REQUIREMENT: Filter the listing and keep only the lines with the word "styles".

DATA:

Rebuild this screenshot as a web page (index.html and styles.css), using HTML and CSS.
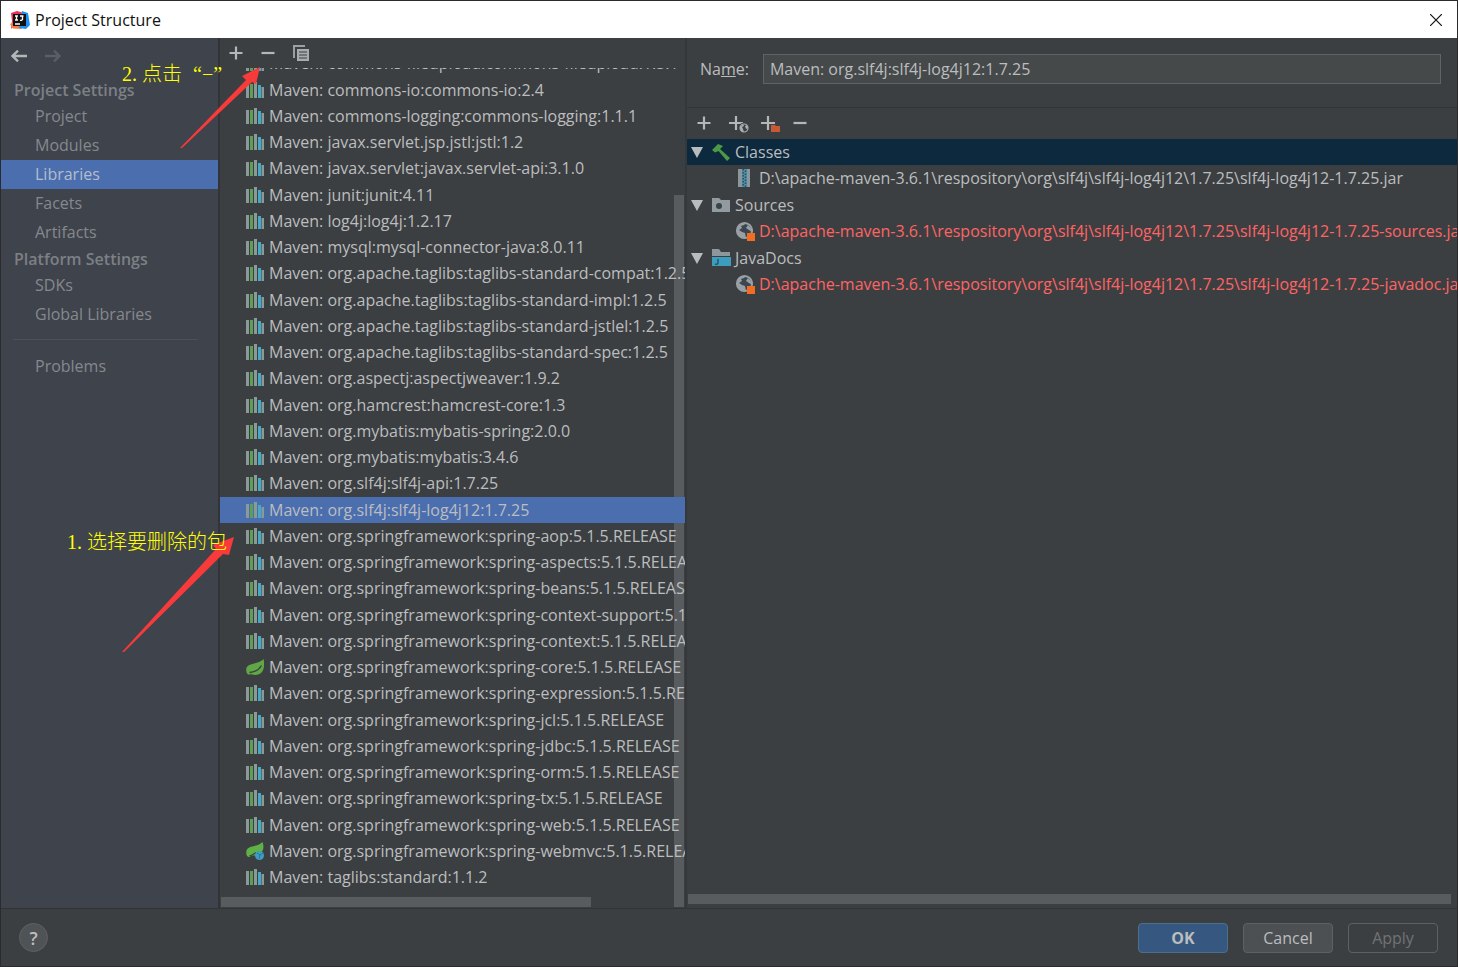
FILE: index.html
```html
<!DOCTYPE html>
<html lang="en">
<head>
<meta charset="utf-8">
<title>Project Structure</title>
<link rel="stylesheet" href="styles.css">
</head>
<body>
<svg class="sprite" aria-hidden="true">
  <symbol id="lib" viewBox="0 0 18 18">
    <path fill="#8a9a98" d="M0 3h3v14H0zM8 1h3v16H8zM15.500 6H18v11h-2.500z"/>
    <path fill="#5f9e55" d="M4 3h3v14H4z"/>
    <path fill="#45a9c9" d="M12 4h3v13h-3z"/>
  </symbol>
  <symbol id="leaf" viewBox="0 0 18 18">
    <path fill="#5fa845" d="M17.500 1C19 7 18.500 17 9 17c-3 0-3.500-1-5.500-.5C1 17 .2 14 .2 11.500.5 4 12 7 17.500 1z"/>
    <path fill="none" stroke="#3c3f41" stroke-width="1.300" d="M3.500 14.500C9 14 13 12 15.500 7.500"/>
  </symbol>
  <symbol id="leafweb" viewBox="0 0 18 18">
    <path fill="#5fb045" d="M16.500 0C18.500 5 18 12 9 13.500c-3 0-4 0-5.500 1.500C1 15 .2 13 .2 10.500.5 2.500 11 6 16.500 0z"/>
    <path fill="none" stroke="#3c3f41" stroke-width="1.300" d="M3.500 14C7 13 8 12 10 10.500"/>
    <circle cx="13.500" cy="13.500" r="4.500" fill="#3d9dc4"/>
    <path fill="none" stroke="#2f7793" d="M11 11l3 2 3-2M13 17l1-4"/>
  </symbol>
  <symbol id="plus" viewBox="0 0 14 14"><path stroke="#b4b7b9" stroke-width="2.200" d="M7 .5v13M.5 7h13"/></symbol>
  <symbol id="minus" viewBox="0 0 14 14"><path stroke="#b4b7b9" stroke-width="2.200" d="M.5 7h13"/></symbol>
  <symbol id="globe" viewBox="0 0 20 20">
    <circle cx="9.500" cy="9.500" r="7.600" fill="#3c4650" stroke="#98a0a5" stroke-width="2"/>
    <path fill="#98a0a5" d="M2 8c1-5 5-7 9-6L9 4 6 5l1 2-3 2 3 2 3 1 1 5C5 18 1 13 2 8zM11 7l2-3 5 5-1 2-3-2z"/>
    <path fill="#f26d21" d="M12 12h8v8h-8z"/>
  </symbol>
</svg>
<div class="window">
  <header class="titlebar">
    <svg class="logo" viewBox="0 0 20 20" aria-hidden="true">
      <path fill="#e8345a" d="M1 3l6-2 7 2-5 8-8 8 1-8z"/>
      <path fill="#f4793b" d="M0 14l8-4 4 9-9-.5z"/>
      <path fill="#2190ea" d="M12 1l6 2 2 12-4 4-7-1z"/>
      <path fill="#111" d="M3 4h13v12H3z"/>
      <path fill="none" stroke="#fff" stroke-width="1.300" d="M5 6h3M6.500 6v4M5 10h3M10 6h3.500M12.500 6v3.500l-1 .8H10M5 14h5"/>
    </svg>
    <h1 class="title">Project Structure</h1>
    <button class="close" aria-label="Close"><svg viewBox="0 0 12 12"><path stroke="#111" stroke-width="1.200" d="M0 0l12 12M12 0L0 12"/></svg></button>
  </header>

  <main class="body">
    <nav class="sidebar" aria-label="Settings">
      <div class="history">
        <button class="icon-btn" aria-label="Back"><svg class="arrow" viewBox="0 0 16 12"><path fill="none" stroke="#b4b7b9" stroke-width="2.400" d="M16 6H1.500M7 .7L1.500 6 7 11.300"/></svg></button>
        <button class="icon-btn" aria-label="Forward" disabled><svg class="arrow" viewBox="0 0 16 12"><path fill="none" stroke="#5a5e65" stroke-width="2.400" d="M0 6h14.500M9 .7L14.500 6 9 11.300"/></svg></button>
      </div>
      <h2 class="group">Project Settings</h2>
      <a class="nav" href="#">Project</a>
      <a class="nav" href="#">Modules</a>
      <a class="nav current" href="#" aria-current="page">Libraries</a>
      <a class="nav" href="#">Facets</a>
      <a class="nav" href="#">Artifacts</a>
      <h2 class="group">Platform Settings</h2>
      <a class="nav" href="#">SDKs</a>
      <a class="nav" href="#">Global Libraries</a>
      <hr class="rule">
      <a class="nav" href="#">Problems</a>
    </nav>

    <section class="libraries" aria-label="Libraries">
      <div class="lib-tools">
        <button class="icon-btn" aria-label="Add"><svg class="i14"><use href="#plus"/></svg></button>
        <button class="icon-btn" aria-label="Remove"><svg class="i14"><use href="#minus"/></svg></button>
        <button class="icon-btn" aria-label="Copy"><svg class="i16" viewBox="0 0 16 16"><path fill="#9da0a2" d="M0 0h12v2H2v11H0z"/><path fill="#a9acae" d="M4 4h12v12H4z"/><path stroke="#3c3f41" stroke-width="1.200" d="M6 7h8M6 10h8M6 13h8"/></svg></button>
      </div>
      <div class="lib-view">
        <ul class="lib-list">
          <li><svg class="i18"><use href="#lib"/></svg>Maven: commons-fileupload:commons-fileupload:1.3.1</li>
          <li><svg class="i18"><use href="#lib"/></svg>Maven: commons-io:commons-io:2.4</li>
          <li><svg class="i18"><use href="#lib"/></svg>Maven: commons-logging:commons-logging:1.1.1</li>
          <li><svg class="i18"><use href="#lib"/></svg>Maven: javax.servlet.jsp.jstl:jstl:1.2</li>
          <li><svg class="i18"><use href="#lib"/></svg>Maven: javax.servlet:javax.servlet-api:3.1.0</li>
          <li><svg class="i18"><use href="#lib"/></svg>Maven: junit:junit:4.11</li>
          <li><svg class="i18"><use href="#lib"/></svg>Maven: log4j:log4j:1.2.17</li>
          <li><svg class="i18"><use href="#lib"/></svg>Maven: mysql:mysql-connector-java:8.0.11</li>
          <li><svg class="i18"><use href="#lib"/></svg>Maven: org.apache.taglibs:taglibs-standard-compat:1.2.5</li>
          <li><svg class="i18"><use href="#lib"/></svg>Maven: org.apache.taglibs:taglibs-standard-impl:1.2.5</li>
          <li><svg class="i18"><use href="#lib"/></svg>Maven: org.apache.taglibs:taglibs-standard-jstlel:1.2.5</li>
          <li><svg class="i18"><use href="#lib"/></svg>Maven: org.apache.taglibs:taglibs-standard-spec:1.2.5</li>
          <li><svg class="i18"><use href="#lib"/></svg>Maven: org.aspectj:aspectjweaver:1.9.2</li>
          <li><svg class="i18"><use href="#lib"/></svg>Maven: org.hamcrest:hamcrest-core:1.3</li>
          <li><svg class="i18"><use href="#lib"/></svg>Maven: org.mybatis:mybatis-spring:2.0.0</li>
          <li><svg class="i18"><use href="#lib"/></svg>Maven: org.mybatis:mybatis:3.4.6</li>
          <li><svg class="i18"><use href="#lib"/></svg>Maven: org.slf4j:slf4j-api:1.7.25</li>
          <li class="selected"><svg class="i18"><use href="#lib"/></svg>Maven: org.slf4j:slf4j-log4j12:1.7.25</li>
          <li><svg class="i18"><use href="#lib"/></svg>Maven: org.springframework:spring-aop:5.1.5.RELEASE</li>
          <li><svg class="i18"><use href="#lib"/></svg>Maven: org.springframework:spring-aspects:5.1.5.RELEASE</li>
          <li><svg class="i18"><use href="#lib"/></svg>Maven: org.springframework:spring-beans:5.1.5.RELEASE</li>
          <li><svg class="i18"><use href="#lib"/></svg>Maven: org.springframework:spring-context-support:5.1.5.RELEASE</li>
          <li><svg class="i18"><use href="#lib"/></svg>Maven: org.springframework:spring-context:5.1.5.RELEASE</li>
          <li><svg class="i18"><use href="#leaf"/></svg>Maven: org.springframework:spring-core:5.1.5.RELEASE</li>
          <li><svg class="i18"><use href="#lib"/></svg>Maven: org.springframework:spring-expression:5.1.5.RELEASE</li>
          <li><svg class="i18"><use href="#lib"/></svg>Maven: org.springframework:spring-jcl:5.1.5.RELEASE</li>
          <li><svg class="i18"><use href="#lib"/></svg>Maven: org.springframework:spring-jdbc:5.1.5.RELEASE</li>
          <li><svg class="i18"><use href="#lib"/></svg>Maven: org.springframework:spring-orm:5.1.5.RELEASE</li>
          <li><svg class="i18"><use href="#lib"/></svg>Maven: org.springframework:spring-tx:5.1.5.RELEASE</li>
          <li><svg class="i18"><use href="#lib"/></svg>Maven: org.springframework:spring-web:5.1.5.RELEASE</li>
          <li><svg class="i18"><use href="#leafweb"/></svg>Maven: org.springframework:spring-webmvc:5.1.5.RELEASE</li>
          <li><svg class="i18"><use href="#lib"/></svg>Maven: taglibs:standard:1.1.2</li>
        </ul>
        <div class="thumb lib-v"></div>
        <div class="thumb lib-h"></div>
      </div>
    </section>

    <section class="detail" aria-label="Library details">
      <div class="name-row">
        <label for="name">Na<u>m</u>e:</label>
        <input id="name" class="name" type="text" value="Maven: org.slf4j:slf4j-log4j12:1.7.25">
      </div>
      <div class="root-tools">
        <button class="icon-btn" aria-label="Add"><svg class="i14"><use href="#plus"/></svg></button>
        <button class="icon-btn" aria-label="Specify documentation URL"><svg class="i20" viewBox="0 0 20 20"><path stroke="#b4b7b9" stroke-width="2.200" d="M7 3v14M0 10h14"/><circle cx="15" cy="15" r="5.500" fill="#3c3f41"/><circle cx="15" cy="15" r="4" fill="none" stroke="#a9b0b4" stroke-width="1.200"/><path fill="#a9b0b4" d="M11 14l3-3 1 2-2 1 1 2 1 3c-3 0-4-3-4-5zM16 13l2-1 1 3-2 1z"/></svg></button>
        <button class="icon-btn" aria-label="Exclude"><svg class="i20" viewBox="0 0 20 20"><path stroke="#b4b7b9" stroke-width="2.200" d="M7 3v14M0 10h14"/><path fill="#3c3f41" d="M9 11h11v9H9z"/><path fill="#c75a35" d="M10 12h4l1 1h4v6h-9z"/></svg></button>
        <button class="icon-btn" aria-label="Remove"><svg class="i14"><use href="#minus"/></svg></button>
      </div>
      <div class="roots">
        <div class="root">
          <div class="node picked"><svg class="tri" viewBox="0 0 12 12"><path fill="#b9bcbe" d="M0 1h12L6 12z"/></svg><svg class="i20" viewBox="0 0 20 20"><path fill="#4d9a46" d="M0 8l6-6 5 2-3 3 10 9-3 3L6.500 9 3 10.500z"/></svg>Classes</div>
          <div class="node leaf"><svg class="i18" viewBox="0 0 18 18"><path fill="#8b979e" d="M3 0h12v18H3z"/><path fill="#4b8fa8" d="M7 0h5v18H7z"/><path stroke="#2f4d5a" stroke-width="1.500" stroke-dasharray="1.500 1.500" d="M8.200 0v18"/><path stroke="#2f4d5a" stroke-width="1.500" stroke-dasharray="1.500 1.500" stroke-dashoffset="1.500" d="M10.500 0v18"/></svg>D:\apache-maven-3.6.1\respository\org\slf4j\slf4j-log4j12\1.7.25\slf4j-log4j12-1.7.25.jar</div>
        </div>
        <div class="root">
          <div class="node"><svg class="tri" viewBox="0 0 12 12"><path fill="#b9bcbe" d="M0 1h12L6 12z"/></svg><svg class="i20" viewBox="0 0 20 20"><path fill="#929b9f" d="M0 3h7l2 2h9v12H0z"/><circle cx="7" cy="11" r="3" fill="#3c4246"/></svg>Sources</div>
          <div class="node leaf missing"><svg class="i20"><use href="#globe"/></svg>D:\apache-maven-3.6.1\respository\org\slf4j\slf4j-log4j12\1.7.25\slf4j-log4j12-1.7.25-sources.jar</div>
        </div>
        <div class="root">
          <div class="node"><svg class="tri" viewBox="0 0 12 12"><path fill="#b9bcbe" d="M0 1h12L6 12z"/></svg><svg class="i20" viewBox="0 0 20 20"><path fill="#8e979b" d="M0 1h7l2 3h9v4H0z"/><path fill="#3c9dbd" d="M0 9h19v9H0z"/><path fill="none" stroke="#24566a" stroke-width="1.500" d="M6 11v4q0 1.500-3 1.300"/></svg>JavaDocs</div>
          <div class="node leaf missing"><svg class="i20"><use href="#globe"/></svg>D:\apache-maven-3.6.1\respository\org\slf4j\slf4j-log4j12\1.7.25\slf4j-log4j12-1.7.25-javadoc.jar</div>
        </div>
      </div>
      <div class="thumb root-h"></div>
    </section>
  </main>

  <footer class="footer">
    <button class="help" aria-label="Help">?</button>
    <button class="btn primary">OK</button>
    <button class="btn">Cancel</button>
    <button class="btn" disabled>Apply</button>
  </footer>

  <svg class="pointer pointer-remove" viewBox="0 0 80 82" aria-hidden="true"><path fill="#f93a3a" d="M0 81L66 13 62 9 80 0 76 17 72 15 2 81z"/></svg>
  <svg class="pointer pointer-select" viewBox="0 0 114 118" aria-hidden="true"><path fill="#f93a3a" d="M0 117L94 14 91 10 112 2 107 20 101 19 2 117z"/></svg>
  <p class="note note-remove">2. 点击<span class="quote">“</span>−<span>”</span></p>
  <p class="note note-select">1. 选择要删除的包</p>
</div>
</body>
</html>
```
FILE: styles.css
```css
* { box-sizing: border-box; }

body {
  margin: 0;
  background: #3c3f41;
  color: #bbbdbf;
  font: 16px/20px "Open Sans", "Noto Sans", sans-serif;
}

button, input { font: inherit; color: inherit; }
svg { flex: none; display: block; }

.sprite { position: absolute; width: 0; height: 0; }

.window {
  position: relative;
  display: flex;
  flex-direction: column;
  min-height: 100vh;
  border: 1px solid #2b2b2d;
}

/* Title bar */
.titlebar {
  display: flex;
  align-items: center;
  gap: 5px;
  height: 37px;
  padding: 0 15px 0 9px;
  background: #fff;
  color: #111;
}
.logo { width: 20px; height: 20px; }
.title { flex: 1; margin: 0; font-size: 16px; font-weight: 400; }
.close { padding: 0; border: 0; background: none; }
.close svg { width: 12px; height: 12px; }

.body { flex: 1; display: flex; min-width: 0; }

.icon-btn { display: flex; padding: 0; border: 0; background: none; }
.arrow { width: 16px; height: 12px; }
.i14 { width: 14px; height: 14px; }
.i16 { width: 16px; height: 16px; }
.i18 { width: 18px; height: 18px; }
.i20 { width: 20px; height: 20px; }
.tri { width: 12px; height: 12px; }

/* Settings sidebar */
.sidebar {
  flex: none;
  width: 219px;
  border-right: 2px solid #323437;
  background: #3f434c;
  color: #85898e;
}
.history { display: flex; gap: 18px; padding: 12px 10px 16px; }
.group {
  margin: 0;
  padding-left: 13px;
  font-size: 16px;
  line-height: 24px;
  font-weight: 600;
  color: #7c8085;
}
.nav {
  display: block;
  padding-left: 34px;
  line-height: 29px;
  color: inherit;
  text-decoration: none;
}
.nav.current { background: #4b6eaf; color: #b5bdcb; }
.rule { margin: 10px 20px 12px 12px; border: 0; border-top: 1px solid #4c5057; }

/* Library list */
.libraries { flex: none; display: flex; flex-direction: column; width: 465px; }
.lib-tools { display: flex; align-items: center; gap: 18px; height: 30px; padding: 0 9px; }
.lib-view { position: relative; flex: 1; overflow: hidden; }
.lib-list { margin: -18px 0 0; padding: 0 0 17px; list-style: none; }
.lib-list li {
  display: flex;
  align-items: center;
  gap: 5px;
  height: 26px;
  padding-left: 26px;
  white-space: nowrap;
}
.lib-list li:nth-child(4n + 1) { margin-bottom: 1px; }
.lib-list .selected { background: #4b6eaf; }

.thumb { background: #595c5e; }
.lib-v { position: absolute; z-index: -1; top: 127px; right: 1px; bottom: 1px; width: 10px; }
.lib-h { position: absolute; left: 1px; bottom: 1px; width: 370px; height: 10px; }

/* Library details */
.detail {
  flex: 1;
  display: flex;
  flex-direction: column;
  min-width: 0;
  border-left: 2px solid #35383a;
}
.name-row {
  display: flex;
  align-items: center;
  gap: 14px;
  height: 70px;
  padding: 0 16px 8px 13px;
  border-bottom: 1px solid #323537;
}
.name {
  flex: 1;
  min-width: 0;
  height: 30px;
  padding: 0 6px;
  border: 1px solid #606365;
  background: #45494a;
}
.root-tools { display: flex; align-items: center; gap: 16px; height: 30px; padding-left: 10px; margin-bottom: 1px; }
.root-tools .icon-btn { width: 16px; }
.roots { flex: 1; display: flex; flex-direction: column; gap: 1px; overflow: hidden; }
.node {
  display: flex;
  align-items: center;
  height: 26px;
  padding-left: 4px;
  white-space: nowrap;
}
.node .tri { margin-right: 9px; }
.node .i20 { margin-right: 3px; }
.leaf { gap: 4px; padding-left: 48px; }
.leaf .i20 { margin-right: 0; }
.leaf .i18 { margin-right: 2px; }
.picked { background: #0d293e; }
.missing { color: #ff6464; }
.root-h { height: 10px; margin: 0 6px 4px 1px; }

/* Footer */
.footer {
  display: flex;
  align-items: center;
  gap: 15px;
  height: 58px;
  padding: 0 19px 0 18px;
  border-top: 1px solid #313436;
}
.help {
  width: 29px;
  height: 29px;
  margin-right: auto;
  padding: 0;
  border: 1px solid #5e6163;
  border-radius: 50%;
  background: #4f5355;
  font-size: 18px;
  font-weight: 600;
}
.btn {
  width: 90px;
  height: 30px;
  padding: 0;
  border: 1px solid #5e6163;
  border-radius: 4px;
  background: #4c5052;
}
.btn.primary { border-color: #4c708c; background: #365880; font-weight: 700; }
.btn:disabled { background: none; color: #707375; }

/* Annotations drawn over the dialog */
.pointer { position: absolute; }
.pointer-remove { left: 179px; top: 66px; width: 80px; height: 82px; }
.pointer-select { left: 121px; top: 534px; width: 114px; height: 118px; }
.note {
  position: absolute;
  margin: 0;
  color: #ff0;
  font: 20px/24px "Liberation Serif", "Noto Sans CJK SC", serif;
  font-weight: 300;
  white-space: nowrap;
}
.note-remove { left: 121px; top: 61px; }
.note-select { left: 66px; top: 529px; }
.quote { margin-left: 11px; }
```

OUTPUT FOR THIS EXERCISE:
Rebuild this screenshot as a web page (index.html and styles.css), using HTML and CSS.
<link rel="stylesheet" href="styles.css">
FILE: styles.css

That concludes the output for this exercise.